Going to church doesn't make you a better person. You are a better person simply by making the choice to be better, and working at it every day. Many religions provide perfectly good instructions on how to be a better person, but you still have to work at it, and do it in the way that makes the most sense to you. Maybe that's why I never had much use for weekly visits to church; I don't need to be preached to or forgiven, not when I know the difference between right and wrong and reserve the privilege of my own forgiveness.

Saturday, September 02, 2000

So I have this habit of being friends with my ex-es. What kind of person does that make me? Is it weak? Is it strong? But they all know me so well, and it's so hard to throw that away. They know how I like my coffee, my favorite musicians, my poems, my dreams, my heart turned inside-out. How can you know a person so well and just give that up? It's so difficult to know people, it seems, it takes time, and people guard their time so well...how much of my time have I given away? You only get so much, isn't it the ultimate sacrifice?

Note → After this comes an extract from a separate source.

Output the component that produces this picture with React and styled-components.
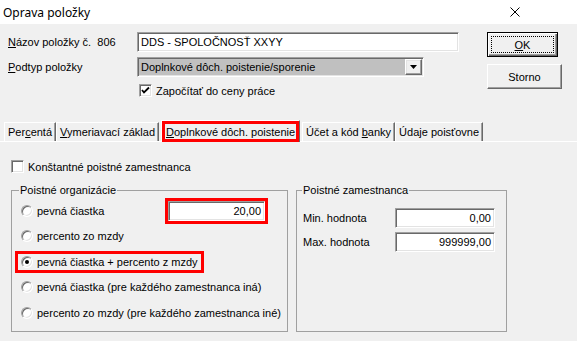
import React from 'react'
import styled, { createGlobalStyle } from 'styled-components'

const GlobalStyle = createGlobalStyle`
  *, *::before, *::after { box-sizing: border-box; }
  html, body { margin: 0; padding: 0; background: #f0f0f0; }
  body {
    font-family: "Liberation Sans", Arial, sans-serif;
    font-size: 11px;
    color: #000;
  }
`

// okno
const Window = styled.div`
  width: 577px;
  height: 341px;
  overflow: hidden;
  background: #f0f0f0;
`

const TitleBar = styled.div`
  height: 24px;
  background: #fff;
  display: flex;
  align-items: center;
  justify-content: space-between;
  padding: 0 57px 0 3px;
  font-family: "Noto Sans", "Open Sans", sans-serif;
  font-size: 12px;
`

const Top = styled.div`
  display: flex;
  align-items: flex-start;
  height: 73px;
  padding: 8px 0 0 8px;
`

const Form = styled.div`
  display: grid;
  grid-template-columns: 129px 322px;
  grid-template-rows: 20px 20px 15px;
  row-gap: 5px;
  align-items: center;
`

const Label = styled.span`
  white-space: pre;
`

const Sunken = styled.div`
  height: 20px;
  width: ${p => p.$w || 'auto'};
  border: 1px solid;
  border-color: #a0a0a0 #fff #fff #a0a0a0;
  box-shadow: inset 1px 1px 0 #696969, inset -1px -1px 0 #e3e3e3;
  background: ${p => p.$bg || '#fff'};
  display: flex;
  align-items: center;
  justify-content: ${p => (p.$right ? 'flex-end' : 'flex-start')};
  padding: ${p => (p.$right ? '0 3px 0 0' : '0 0 0 3px')};
  white-space: nowrap;
  outline: ${p => (p.$mark ? '3px solid #f00' : 'none')};
`

const Select = styled(Sunken)`
  width: 287px;
  padding: 0 1px 0 3px;
  justify-content: space-between;
`

const DropBtn = styled.div`
  width: 17px;
  height: 16px;
  border: 1px solid;
  border-color: #fff #696969 #696969 #fff;
  box-shadow: inset -1px -1px 0 #a0a0a0, inset 1px 1px 0 #e3e3e3;
  background: #f0f0f0;
  display: flex;
  align-items: center;
  justify-content: center;
`

const CheckRow = styled.label`
  display: flex;
  align-items: center;
  gap: 4px;
  align-self: end;
  padding-left: ${p => p.$indent || 0}px;
`

const Box = styled.span`
  width: 13px;
  height: 13px;
  flex: none;
  border: 1px solid;
  border-color: #a0a0a0 #fff #fff #a0a0a0;
  box-shadow: inset 1px 1px 0 #696969, inset -1px -1px 0 #e3e3e3;
  background: #fff;
  display: flex;
  align-items: center;
  justify-content: center;
`

const Buttons = styled.div`
  margin-left: 28px;
  display: flex;
  flex-direction: column;
  gap: 7px;
`

const Button = styled.div`
  width: ${p => p.$w}px;
  height: 25px;
  display: flex;
  align-items: center;
  justify-content: center;
  background: #f0f0f0;
  border: 1px solid;
  border-color: ${p => (p.$default ? '#000' : '#fff #696969 #696969 #fff')};
  box-shadow: ${p =>
    p.$default
      ? 'inset 1px 1px 0 #fff, inset -1px -1px 0 #696969, inset -2px -2px 0 #a0a0a0'
      : 'inset -1px -1px 0 #a0a0a0'};
  padding: 3px;
`

const Focus = styled.div`
  width: 100%;
  height: 100%;
  border: 1px dotted #000;
  display: flex;
  align-items: center;
  justify-content: center;
`

// zalozky
const TabStrip = styled.div`
  margin-top: 23px;
  height: 22px;
  display: flex;
  align-items: flex-end;
  padding-left: 4px;
  border-bottom: 1px solid #fff;
`

const Tab = styled.div`
  height: ${p => (p.$active ? 22 : 19)}px;
  margin: 0 ${p => (p.$active ? '2px' : '0')} ${p => (p.$active ? '-1px' : '0')};
  padding: 0 ${p => (p.$active ? 4 : 3)}px;
  display: flex;
  align-items: center;
  white-space: nowrap;
  border-top: 1px solid #fff;
  border-left: 1px solid #fff;
  border-right: 1px solid #696969;
  background: #f0f0f0;
  box-shadow: ${p => (p.$active ? 'inset 0 0 0 3px #f00' : 'inset -1px 0 0 #a0a0a0')};
`

const Panel = styled.div`
  padding: 18px 0 0 11px;
`

const Groups = styled.div`
  display: flex;
  gap: 8px;
  margin-top: 11px;
`

const Group = styled.fieldset`
  margin: 0;
  width: ${p => p.$w}px;
  height: 148px;
  border: 1px solid #a0a0a0;
  padding: ${p => p.$pad};
  min-width: 0;
`

const Legend = styled.legend`
  padding: 0 1px;
  margin-left: ${p => p.$ml}px;
  line-height: 13px;
`

const Options = styled.div`
  display: flex;
  flex-direction: column;
`

const OptionRow = styled.div`
  height: 25.5px;
  display: flex;
  align-items: center;
  justify-content: space-between;
`

const Option = styled.label`
  display: inline-flex;
  align-items: center;
  gap: 4px;
  white-space: nowrap;
  padding: 2px 3px;
  margin-left: -3px;
  outline: ${p => (p.$mark ? '3px solid #f00' : 'none')};
`

const Radio = styled.span`
  width: 12px;
  height: 12px;
  flex: none;
  border-radius: 50%;
  border: 1px solid;
  border-color: #a0a0a0 #fff #fff #a0a0a0;
  box-shadow: inset 1px 1px 0 #696969, inset -1px -1px 0 #e3e3e3;
  background: #fff;
  display: flex;
  align-items: center;
  justify-content: center;
  &::after {
    content: '';
    width: 4px;
    height: 4px;
    border-radius: 50%;
    background: ${p => (p.$checked ? '#000' : 'transparent')};
  }
`

const Limits = styled.div`
  display: grid;
  grid-template-columns: 92px 100px;
  grid-auto-rows: 20px;
  row-gap: 4px;
  align-items: center;
`

const options = [
  'pevná čiastka',
  'percento zo mzdy',
  'pevná čiastka + percento z mzdy',
  'pevná čiastka (pre každého zamestnanca iná)',
  'percento zo mzdy (pre každého zamestnanca iné)',
]

const tabs = [
  <>Per<u>c</u>entá</>,
  <><u>V</u>ymeriavací základ</>,
  <><u>D</u>oplnkové dôch. poistenie</>,
  <>Účet a kód <u>b</u>anky</>,
  <>Údaje poisťovne</>,
]

function App() {
  return (
    <Window>
      <GlobalStyle />
      <TitleBar>
        <span>Oprava položky</span>
        <svg width="10" height="10" viewBox="0 0 10 10">
          <path d="M0.5 0.5 L9.5 9.5 M9.5 0.5 L0.5 9.5" stroke="#000" strokeWidth="1" />
        </svg>
      </TitleBar>

      <Top>
        <Form>
          <Label><u>N</u>ázov položky č.  806</Label>
          <Sunken>DDS - SPOLOČNOSŤ XXYY</Sunken>
          <Label><u>P</u>odtyp položky</Label>
          <Select $bg="#c0c0c0">
            <span>Doplnkové dôch. poistenie/sporenie</span>
            <DropBtn>
              <svg width="7" height="4" viewBox="0 0 7 4">
                <path d="M0 0 H7 L3.5 4 Z" fill="#000" />
              </svg>
            </DropBtn>
          </Select>
          <span />
          <CheckRow $indent={2}>
            <Box>
              <svg width="9" height="9" viewBox="0 0 9 9">
                <path d="M1 4 L3 6.5 L8 1.5" stroke="#000" strokeWidth="1.8" fill="none" />
              </svg>
            </Box>
            <span>Započítať do ceny práce</span>
          </CheckRow>
        </Form>
        <Buttons>
          <Button $w={71} $default>
            <Focus><span><u>O</u>K</span></Focus>
          </Button>
          <Button $w={75}>Storno</Button>
        </Buttons>
      </Top>

      <TabStrip>
        {tabs.map((t, i) => (
          <Tab key={i} $active={i === 2}><span>{t}</span></Tab>
        ))}
      </TabStrip>

      <Panel>
        <CheckRow>
          <Box />
          <span>Konštantné poistné zamestnanca</span>
        </CheckRow>

        <Groups>
          <Group $w={277} $pad="1px 22px 0 9px">
            <Legend $ml={-2}>Poistné organizácie</Legend>
            <Options>
              {options.map((o, i) => (
                <OptionRow key={o}>
                  <Option $mark={i === 2}>
                    <Radio $checked={i === 2} />
                    <span>{o}</span>
                  </Option>
                  {i === 0 && <Sunken $w="97px" $right $mark>20,00</Sunken>}
                </OptionRow>
              ))}
            </Options>
          </Group>

          <Group $w={211} $pad="11px 0 0 6px">
            <Legend $ml={-1}>Poistné zamestnanca</Legend>
            <Limits>
              <span>Min. hodnota</span>
              <Sunken $right>0,00</Sunken>
              <span>Max. hodnota</span>
              <Sunken $right>999999,00</Sunken>
            </Limits>
          </Group>
        </Groups>
      </Panel>
    </Window>
  )
}

export default App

Been away for a while. Uninspired. Nothing worse than that. Busy with grad school. Busy trying to reconcile the messes in my life. So much fun. Now, back to this little outlet of nonsense. I think I'll vote for myself in November. What if everyone did that? The entire nation, just writing themselves onto the ballot. That would send a message. It's my life, and I'll take control of it, thank you very much. Shakespeare said, first thing we do, let's kill all the lawyers. No. They can wait. Let's rid ourselves of the politicians first. They are the greater evil. Public servants? No. They serve themselves. Don't we all? So why are we ever surprised that they do what's good for them? It's a natural act. Charity, indeed, begins at home.